最低賃金引き上げが、コスト増をもたらし、インフレにつながる
という指摘に対しては、私はむしろ、国内で払うべきコストを払わず
ダンピング的に儲けるというありかたそのものが、日本の経済の
デフレ+円高という状況につながっていると思います。
同一労働同一賃金原則は、同じ仕事をしていても、雇用契約の違いで
賃金や待遇に格差があることを肯定している今の日本の風土を
変えるうえで重要です。
今の日本の企業風土では、「正社員」と「パート」「派遣」「非正規」などが
一種の「身分」のように考えられているところがあります。
「パート」だから、仕事内容が同じでも給与の時間単価も待遇も低くて
当たり前、そういう意識があると思います。

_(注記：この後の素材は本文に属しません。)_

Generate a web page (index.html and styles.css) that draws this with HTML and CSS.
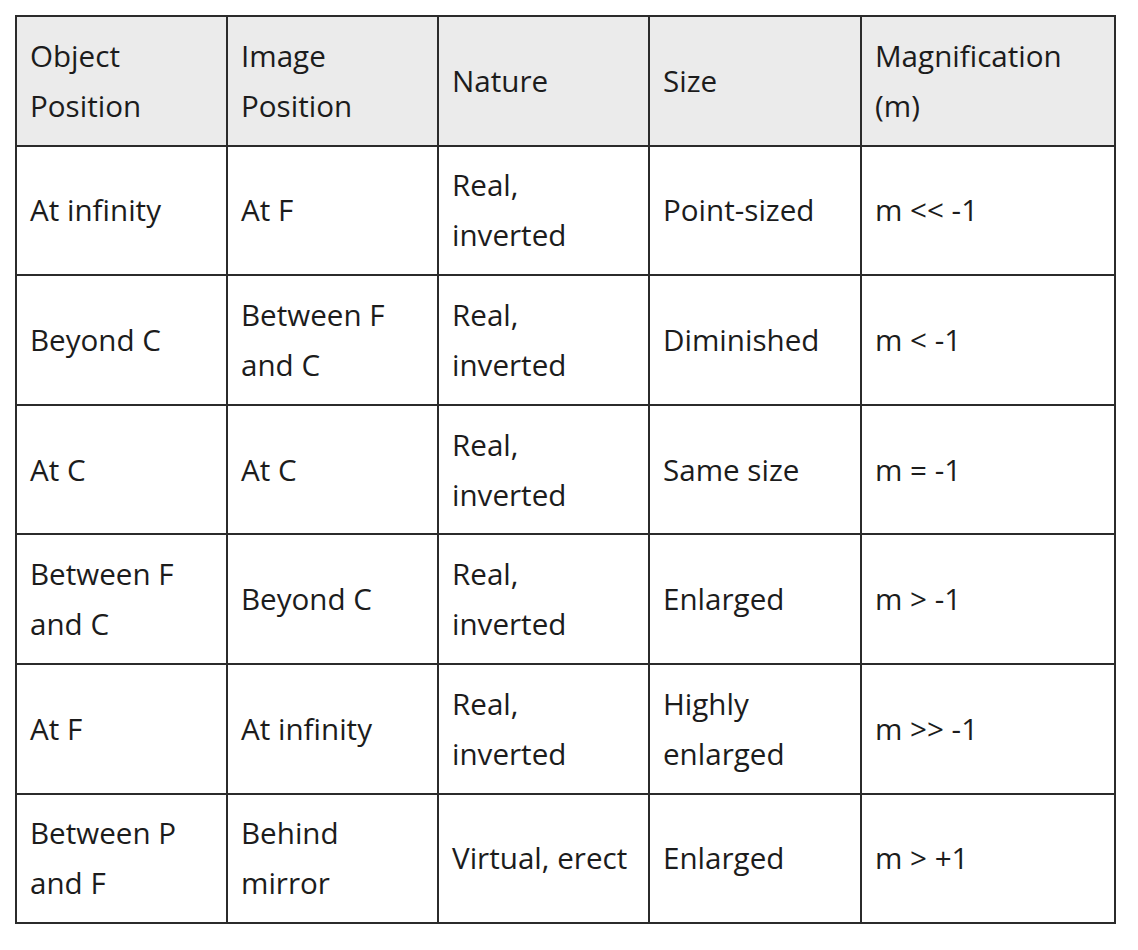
FILE: index.html
```html
<!DOCTYPE html>
<html>
<head>
<meta charset="utf-8">
<link rel="stylesheet" href="styles.css">
</head>
<body>
<table class="mirror">
  <colgroup>
    <col class="c1"><col class="c2"><col class="c3"><col class="c4"><col class="c5">
  </colgroup>
  <thead>
    <tr>
      <th>Object<br>Position</th>
      <th>Image<br>Position</th>
      <th>Nature</th>
      <th>Size</th>
      <th>Magnification<br>(m)</th>
    </tr>
  </thead>
  <tbody>
    <tr><td>At infinity</td><td>At F</td><td>Real,<br>inverted</td><td>Point-sized</td><td>m &lt;&lt; -1</td></tr>
    <tr><td>Beyond C</td><td>Between F<br>and C</td><td>Real,<br>inverted</td><td>Diminished</td><td>m &lt; -1</td></tr>
    <tr><td>At C</td><td>At C</td><td>Real,<br>inverted</td><td>Same size</td><td>m = -1</td></tr>
    <tr><td>Between F<br>and C</td><td>Beyond C</td><td>Real,<br>inverted</td><td>Enlarged</td><td>m &gt; -1</td></tr>
    <tr><td>At F</td><td>At infinity</td><td>Real,<br>inverted</td><td>Highly<br>enlarged</td><td>m &gt;&gt; -1</td></tr>
    <tr><td>Between P<br>and F</td><td>Behind<br>mirror</td><td>Virtual, erect</td><td>Enlarged</td><td>m &gt; +1</td></tr>
  </tbody>
</table>
</body>
</html>
```
FILE: styles.css
```css
html, body {
  margin: 0;
  padding: 0;
  background: #ffffff;
}
body {
  padding: 15px 0 0 15px;
}
.mirror {
  border-collapse: collapse;
  table-layout: fixed;
  width: 1101px;
  font-family: "Open Sans", "Liberation Sans", sans-serif;
  font-size: 29.6px;
  line-height: 50px;
  color: #1c1c1c;
}
.c1, .c2, .c3 { width: 211px; }
.c4 { width: 212px; }
.c5 { width: 254px; }
.mirror th, .mirror td {
  border: 2px solid #2b2b2b;
  padding: 0 0 0 13px;
  height: 129.6px;
  text-align: left;
  vertical-align: middle;
  font-weight: 400;
  box-sizing: border-box;
}
.mirror thead th {
  background: #ebebeb;
}
```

明確に、担当業務が
分かれているならば一定合理的ですが、人件費を抑制する中で
「パートの戦力化(正社員の業務を担当させる)」を図っている
企業が多いと思います。
また、製造業の現場では、「社員」にはマスクを給付するが、「派遣」
の人は自弁させる、休憩スペースも格差をつけるという差別的
待遇が当たり前のこととして行われていたケースもあります。
日本共産党は、雇用問題に対しては
「雇用は《正社員》があたりまえに」というスローガンを掲げていますが、
実は私はやや違和感を持っています。
「正社員」という言葉には、会社に対して強いメンバーシップを持ち、
会社がその人の生活を丸抱えにして、恩恵を受ける代わりに、
会社のためにはサービス残業も、場合によっては不法行為も惜しまない、
プライベートも二の次にする、というような働き方のイメージがあるからです。
こうした「正社員」の在り方も変えなければなりません。
同一労働同一賃金原則を徹底し、目指すところとしては
正社員と非正社員の違いは、単に契約の違い、勤務時間や期間の違いで、
時間あたりの賃金も基本的な待遇も均等、というふうにできれば、
日本の企業風土は大きく変わると思います。
それはパート・非正社員の待遇改善というだけでなく、「正社員」の人たちも
雇用保護と引き換えでの、会社に対する過度な忠誠心やメンバーシップの
強要から解放され、より人間らしく働ける道が開けると思います。(※)
目指すスローガンは
「雇用は《正社員》があたりまえ」よりも
「雇用は《正規雇用》があたりまえ」のほうが良いとは思いますが、
「正規雇用」という言葉はまだまだ一般になじみがない言葉ですので
やむを得ないことかとは思います。